The Middle East's geopolitical alignments have been evolving, and the future of U.S. policy in the region remains a topic of debate. Key factors influencing these developments include shifts in alliances, Iran's role, regional conflicts, and oil and energy resources. The U.S. has historically played a dominant role in the region, providing military support, economic aid, and security guarantees. However, the perception of U.S. withdrawal has led to concerns among regional partners and allies about potential security vacuums and the balance of power.
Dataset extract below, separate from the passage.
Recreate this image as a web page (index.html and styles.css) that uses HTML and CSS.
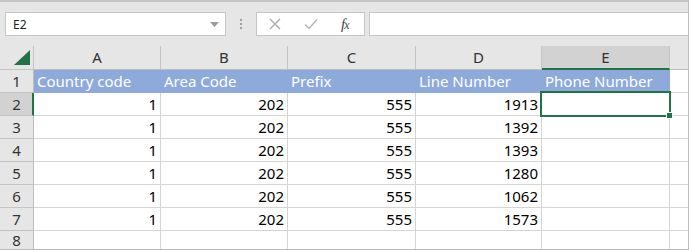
FILE: index.html
```html
<!DOCTYPE html>
<html>
<head>
<meta charset="utf-8">
<link rel="stylesheet" href="styles.css">
</head>
<body>
<div class="toolbar">
  <div class="namebox">
    <span class="name">E2</span>
    <svg class="caret" width="9" height="5" viewBox="0 0 9 5"><path d="M0 0h9L4.5 5z" fill="#9a9a9a"/></svg>
  </div>
  <div class="grip"><span></span><span></span><span></span></div>
  <div class="fbuttons">
    <svg class="btn" width="12" height="12" viewBox="0 0 12 12"><path d="M1 1l10 10M11 1L1 11" stroke="#a8a8a8" stroke-width="1.3" fill="none"/></svg>
    <svg class="btn" width="14" height="12" viewBox="0 0 14 12"><path d="M1 6.5l4 4L13 1.5" stroke="#b4b4b4" stroke-width="1.4" fill="none"/></svg>
    <span class="fx"><i>f</i><i class="x">x</i></span>
  </div>
  <div class="formula"></div>
</div>
<div class="sheet">
  <div class="corner"><svg width="16" height="15" viewBox="0 0 16 15"><path d="M16 0V15H0z" fill="#217346"/></svg></div>
  <div class="ch">A</div><div class="ch">B</div><div class="ch">C</div><div class="ch">D</div><div class="ch sel">E</div><div class="ch last"></div>

  <div class="rh">1</div>
  <div class="c hd">Country code</div><div class="c hd">Area Code</div><div class="c hd">Prefix</div><div class="c hd">Line Number</div><div class="c hd">Phone Number</div><div class="c last"></div>

  <div class="rh sel">2</div>
  <div class="c n">1</div><div class="c n">202</div><div class="c n">555</div><div class="c n">1913</div><div class="c active"></div><div class="c last"></div>

  <div class="rh">3</div>
  <div class="c n">1</div><div class="c n">202</div><div class="c n">555</div><div class="c n">1392</div><div class="c"></div><div class="c last"></div>

  <div class="rh">4</div>
  <div class="c n">1</div><div class="c n">202</div><div class="c n">555</div><div class="c n">1393</div><div class="c"></div><div class="c last"></div>

  <div class="rh">5</div>
  <div class="c n">1</div><div class="c n">202</div><div class="c n">555</div><div class="c n">1280</div><div class="c"></div><div class="c last"></div>

  <div class="rh">6</div>
  <div class="c n">1</div><div class="c n">202</div><div class="c n">555</div><div class="c n">1062</div><div class="c"></div><div class="c last"></div>

  <div class="rh">7</div>
  <div class="c n">1</div><div class="c n">202</div><div class="c n">555</div><div class="c n">1573</div><div class="c"></div><div class="c last"></div>

  <div class="rh lastrow">8</div>
  <div class="c lastrow"></div><div class="c lastrow"></div><div class="c lastrow"></div><div class="c lastrow"></div><div class="c lastrow"></div><div class="c last lastrow"></div>
</div>
</body>
</html>
```

FILE: styles.css
```css
html, body {
  margin: 0;
  padding: 0;
  background: #ffffff;
  overflow: hidden;
  width: 689px;
  height: 250px;
}
body {
  font-family: "Noto Sans", "Open Sans", sans-serif;
  color: #000;
  border-right: 1px solid #bdbdbd;
  border-bottom: 1px solid #bdbdbd;
  box-sizing: border-box;
}
.toolbar {
  height: 46px;
  box-sizing: border-box;
  background: #e6e6e6;
  border-top: 2px solid #c4c4c4;
  display: flex;
  align-items: flex-start;
  padding: 10px 0 0 5px;
}
.namebox {
  width: 221px;
  height: 24px;
  box-sizing: border-box;
  background: #fff;
  border: 1px solid #c6c6c6;
  display: flex;
  align-items: center;
  justify-content: space-between;
  padding: 0 6px 0 7px;
}
.name {
  font-family: "Noto Sans", sans-serif;
  font-size: 12px;
  color: #222;
}
.caret { margin-top: 1px; }
.grip {
  width: 30px;
  height: 24px;
  display: flex;
  flex-direction: column;
  align-items: center;
  justify-content: center;
  gap: 2px;
}
.grip span {
  width: 2px;
  height: 2px;
  background: #a0a0a0;
}
.fbuttons {
  width: 109px;
  height: 24px;
  box-sizing: border-box;
  background: #fff;
  border: 1px solid #c6c6c6;
  display: flex;
  align-items: center;
  padding-left: 12px;
  gap: 23px;
}
.fx {
  font-family: "Liberation Serif", serif;
  font-size: 15px;
  color: #444;
  letter-spacing: -1px;
}
.fx .x { font-size: 12px; }
.formula {
  flex: 1;
  height: 24px;
  margin-left: 4px;
  box-sizing: border-box;
  background: #fff;
  border: 1px solid #c6c6c6;
  border-right: none;
}
.sheet {
  display: grid;
  grid-template-columns: 34px 127px 127px 128px 126px 128px 1fr;
  grid-template-rows: 24px repeat(7, 23px) 18px;
}
.sheet > div {
  box-sizing: border-box;
  border-right: 1px solid #d4d4d4;
  border-bottom: 1px solid #d4d4d4;
}
.sheet > .lastrow {
  border-bottom: none;
  line-height: 18px;
}
.corner {
  background: #e6e6e6;
  display: flex;
  align-items: flex-end;
  justify-content: flex-end;
  padding: 0 3px 4px 0;
  border-right-color: #c4c4c4 !important;
  border-bottom-color: #c4c4c4 !important;
}
.ch {
  background: #e6e6e6;
  text-align: center;
  font-size: 15px;
  line-height: 23px;
  color: #333;
  border-right-color: #c4c4c4 !important;
  border-bottom-color: #bdbdbd !important;
}
.ch.sel {
  background: #d2d2d2;
  border-bottom: 2px solid #217346 !important;
  line-height: 22px;
}
.rh {
  background: #e6e6e6;
  text-align: center;
  font-size: 15px;
  line-height: 22px;
  color: #333;
  border-right-color: #bdbdbd !important;
  border-bottom-color: #c4c4c4 !important;
}
.rh.sel {
  background: #d2d2d2;
  border-right: 2px solid #217346 !important;
  padding-left: 1px;
}
.c {
  font-size: 15px;
  line-height: 22px;
  padding: 0 3px;
  white-space: nowrap;
  overflow: visible;
}
.c.hd {
  background: #8eaadb;
  color: #fff;
  border-right-color: #8eaadb;
  border-bottom-color: #8eaadb;
}
.c.n { text-align: right; }
.c.active {
  position: relative;
  outline: 2px solid #217346;
  outline-offset: -1px;
  margin: -1px 0 0 -1px;
  width: calc(100% + 1px);
  height: calc(100% + 1px);
}
.c.active::after {
  content: "";
  position: absolute;
  right: -4px;
  bottom: -4px;
  width: 5px;
  height: 5px;
  background: #217346;
  border: 1px solid #fff;
}
.last { border-right: none !important; }
.ch.last { background: #e6e6e6; }
```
New Geopolitical Alignments:

  • Arab-Israeli Normalization: The Abraham Accords, brokered by the U.S. in 2020, normalized diplomatic relations between Israel and several Arab states including the UAE, Bahrain, Morocco, and Sudan. This is a significant realignment in the region, reducing historical tensions and potentially creating a new coalition of interests.
  • Turkey's Regional Ambitions: Turkey has become more assertive in its regional policy, involving itself in conflicts in Syria, Libya, and the Nagorno-Karabakh region, and seeking to position itself as a key player in the Middle East.
  • Iran-Saudi Rivalry: The rivalry between Iran and Saudi Arabia continues to shape regional dynamics, with both nations vying for influence through various proxies and allies across the Middle East.
  • Russian and Chinese Involvement: Russia and China have been expanding their influence in the Middle East. Russia has intervened militarily in Syria, while China has been increasing its economic investments across the region.
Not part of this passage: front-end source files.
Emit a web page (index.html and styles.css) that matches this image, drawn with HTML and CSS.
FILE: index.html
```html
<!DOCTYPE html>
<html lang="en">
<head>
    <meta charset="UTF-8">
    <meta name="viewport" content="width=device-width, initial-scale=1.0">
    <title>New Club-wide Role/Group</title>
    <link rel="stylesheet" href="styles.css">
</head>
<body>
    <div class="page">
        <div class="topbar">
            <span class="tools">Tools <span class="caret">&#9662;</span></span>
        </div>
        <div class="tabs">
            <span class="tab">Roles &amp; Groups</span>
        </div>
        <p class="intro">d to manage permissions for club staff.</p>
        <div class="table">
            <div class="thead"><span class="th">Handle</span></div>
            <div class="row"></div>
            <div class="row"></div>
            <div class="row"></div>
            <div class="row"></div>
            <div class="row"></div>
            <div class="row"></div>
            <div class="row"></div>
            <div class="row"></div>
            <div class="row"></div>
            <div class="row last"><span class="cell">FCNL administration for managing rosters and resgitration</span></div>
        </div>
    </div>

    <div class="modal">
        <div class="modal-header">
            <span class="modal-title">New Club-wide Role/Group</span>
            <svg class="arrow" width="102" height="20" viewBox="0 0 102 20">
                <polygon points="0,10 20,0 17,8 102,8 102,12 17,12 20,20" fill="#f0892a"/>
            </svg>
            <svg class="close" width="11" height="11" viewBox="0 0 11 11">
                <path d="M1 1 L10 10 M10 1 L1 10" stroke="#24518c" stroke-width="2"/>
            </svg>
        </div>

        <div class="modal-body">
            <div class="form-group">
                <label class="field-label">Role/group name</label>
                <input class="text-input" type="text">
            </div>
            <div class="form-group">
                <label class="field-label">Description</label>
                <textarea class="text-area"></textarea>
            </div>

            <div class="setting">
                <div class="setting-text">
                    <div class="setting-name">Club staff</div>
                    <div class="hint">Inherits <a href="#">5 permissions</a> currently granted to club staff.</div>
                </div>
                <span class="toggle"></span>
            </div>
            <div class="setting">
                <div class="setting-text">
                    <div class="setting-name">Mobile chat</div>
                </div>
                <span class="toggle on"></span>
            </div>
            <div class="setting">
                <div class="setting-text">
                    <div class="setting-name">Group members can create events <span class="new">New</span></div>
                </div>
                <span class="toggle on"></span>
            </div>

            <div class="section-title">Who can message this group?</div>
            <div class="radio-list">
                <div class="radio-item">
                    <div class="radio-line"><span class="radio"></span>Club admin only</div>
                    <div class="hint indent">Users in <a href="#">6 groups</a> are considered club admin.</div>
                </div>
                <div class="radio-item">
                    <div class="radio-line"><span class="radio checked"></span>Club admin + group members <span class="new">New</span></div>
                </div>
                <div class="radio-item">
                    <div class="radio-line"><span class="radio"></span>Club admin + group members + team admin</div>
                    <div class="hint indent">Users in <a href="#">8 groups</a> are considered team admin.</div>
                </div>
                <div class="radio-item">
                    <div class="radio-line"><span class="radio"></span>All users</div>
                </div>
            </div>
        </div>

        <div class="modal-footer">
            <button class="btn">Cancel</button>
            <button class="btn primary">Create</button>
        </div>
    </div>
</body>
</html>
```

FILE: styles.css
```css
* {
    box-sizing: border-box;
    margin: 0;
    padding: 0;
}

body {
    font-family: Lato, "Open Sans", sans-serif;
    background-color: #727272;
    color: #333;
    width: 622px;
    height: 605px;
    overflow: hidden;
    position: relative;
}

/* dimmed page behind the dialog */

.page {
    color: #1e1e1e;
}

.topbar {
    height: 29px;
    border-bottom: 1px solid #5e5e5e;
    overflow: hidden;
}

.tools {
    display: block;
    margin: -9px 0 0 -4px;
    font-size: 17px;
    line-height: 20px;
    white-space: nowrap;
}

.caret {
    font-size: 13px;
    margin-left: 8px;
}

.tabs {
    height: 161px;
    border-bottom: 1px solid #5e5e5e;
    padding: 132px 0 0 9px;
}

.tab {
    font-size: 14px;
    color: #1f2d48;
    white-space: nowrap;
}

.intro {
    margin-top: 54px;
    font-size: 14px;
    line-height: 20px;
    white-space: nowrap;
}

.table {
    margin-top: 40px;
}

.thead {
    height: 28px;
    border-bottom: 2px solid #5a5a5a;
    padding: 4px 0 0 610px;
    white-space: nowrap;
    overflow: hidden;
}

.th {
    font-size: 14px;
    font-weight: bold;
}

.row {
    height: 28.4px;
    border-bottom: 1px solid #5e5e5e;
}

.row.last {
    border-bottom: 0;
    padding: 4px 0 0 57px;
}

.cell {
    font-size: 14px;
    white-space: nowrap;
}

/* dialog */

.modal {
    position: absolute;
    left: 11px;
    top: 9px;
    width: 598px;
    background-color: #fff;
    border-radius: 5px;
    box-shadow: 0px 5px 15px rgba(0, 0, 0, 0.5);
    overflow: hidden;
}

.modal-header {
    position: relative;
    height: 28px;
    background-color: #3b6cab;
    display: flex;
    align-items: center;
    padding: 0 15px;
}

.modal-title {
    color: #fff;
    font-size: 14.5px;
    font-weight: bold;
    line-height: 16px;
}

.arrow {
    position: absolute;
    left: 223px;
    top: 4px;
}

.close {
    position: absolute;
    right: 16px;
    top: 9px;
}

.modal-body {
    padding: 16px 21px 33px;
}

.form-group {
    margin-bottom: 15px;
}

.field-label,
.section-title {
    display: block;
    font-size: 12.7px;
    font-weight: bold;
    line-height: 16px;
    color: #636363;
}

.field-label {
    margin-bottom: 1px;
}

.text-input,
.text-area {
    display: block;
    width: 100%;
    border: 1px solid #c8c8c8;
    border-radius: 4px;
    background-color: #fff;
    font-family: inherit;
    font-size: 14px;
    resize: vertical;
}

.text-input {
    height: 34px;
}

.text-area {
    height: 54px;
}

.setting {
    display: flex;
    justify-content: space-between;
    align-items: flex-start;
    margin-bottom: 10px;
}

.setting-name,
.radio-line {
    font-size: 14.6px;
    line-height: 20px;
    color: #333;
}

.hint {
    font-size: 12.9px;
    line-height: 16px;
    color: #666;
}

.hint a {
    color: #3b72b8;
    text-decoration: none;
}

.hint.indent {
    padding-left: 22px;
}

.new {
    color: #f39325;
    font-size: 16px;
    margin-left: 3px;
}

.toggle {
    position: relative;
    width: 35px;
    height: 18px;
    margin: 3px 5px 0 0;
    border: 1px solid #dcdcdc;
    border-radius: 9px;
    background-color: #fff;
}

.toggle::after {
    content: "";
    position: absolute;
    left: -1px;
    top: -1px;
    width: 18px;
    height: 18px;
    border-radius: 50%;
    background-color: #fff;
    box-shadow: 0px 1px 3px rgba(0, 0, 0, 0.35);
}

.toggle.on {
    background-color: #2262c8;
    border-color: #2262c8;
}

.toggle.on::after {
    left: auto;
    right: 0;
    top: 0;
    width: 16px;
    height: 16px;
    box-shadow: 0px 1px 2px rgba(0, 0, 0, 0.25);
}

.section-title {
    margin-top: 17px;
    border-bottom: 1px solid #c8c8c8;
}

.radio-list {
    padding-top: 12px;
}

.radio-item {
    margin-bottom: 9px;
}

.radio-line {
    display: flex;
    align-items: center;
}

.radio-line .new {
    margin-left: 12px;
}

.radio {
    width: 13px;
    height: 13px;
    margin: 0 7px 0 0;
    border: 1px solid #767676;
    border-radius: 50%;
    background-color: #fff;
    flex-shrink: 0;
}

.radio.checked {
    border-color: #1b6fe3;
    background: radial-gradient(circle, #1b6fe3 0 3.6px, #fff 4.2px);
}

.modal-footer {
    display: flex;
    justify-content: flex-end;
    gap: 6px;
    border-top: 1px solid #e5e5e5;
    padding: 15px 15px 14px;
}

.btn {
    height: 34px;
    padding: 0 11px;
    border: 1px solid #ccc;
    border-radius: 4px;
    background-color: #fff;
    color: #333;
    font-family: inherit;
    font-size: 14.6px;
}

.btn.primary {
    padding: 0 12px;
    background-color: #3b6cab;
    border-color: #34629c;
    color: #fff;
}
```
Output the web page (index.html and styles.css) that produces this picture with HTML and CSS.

Policy recommendations for U.S. strategy include a balanced approach, focusing on core interests while reducing military involvement and playing less assertive roles in new conflicts. This includes engagement through multilateral organizations, counterterrorism efforts, the Iran Nuclear Deal, energy transition, humanitarian assistance, and accountability for sovereignty. The reality is more nuanced as the U.S. remains engaged in the region through military bases, arms sales, and diplomatic efforts such as the Abraham Accords. Nevertheless, the U.S. should prioritize its core interests while reducing military involvement where possible, focusing on counterterrorism and funding efforts against groups like ISIS and al-Qaeda, addressing the Iran Nuclear Deal, supporting regional initiatives, diversifying energy sources, providing humanitarian aid, and upholding principles of state sovereignty.
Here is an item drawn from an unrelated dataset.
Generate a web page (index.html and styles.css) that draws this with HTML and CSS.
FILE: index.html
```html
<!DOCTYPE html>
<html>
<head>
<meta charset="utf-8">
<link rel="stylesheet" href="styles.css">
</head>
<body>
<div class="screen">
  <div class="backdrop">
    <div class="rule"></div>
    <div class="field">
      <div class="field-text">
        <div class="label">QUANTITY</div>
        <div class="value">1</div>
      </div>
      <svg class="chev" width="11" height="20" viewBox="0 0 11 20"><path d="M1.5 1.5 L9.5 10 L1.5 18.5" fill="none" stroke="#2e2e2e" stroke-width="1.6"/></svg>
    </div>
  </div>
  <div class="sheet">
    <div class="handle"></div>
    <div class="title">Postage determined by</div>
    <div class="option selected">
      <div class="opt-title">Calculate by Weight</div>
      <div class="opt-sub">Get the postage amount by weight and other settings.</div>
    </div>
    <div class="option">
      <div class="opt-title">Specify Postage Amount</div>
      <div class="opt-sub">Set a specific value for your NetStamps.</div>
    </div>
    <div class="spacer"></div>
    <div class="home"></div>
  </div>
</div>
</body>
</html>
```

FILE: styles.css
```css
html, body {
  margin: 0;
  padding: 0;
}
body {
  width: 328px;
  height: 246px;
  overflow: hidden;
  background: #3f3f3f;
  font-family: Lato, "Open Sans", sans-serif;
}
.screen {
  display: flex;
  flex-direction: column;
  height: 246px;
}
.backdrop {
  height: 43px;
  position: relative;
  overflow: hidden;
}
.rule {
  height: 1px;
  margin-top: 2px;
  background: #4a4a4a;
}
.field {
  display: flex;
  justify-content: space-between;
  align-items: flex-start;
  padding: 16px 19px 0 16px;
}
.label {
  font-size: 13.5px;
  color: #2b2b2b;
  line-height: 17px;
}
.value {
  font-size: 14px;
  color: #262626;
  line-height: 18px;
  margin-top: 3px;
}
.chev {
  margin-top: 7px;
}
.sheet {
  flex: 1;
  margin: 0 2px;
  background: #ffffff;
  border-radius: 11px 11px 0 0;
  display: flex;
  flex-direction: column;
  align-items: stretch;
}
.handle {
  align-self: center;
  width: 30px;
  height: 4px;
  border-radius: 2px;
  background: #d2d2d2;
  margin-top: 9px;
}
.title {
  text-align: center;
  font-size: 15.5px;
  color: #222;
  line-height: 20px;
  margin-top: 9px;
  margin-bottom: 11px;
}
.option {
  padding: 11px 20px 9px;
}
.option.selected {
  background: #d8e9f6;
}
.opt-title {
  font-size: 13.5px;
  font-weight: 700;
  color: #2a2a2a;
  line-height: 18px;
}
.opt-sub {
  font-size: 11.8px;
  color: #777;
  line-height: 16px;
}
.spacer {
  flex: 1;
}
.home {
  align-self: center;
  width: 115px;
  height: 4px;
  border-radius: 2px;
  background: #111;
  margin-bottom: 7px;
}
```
With global geopolitics playing an integral part in MENA’s energy transition, could you comment on the latest developments in the energy sector following the recent shift in geopolitical dynamics?

The MENA region is shifting towards renewable energy and sustainability, diversifying its energy sources due to environmental concerns, energy security, and changing global energy markets. Solar and wind power production is becoming more common, reducing the region's carbon footprint. Geopolitical tensions, such as conflicts in Syria, Libya, and Yemen, disrupt energy infrastructure and supply routes. Governments are working to enhance energy security by diversifying energy sources and exploring regional cooperation options.

International investments in the MENA energy sector are significant, with major global energy companies involved in various projects. Advancements in technology and innovation are playing a crucial role in the region's energy transition. The evolving geopolitical landscape has led to the formation of new strategic alliances, such as the Abraham Accords, which create opportunities for regional cooperation in the energy sector.  Economic diversification is also being pursued, with many countries investing in industries like petrochemicals, tourism, and tech to reduce their vulnerability to global energy market fluctuations. 

What are your thoughts on the idea of establishing a regional bloc? Could it indeed offer a more structured avenue for dialogue and cooperation, or would it end up being a lost cause?

While it could offer advantages in terms of economic cooperation, security, and stability, the deep-seated geopolitical divisions and diverse interests in the region make it a complex undertaking. Whether such a bloc is a lost cause or useful will depend on the willingness of MENA countries to address these challenges and work together towards common goals. It would require strong diplomacy, and a long-term commitment to regional integration.

Potential Benefits: Economic cooperation, stability and security, energy collaboration, infrastructure development, and defence development.

Challenges: Geopolitical divisions, sovereignty concerns, political instability, diverse interests, historical tensions.  

Looking forward towards 2024, where do you think some of the biggest pockets of growth will be found in this region?

Renewable Energy: Many Middle Eastern countries, notably the UAE and Saudi Arabia, have been investing heavily in renewable energy, especially solar and wind power.

Technology and Innovation: With initiatives like the Dubai Future Foundation and Saudi Arabia's Vision 2030, there's a strong push towards fostering innovation and developing a startup ecosystem. Tech hubs and smart cities like NEOM in Saudi Arabia are examples of this.

Finance and Banking: With the rise of fintech and digital banking solutions, many Middle Eastern countries are positioning themselves as hubs for financial innovation. Bahrain, for instance, has been actively promoting itself as a fintech hub.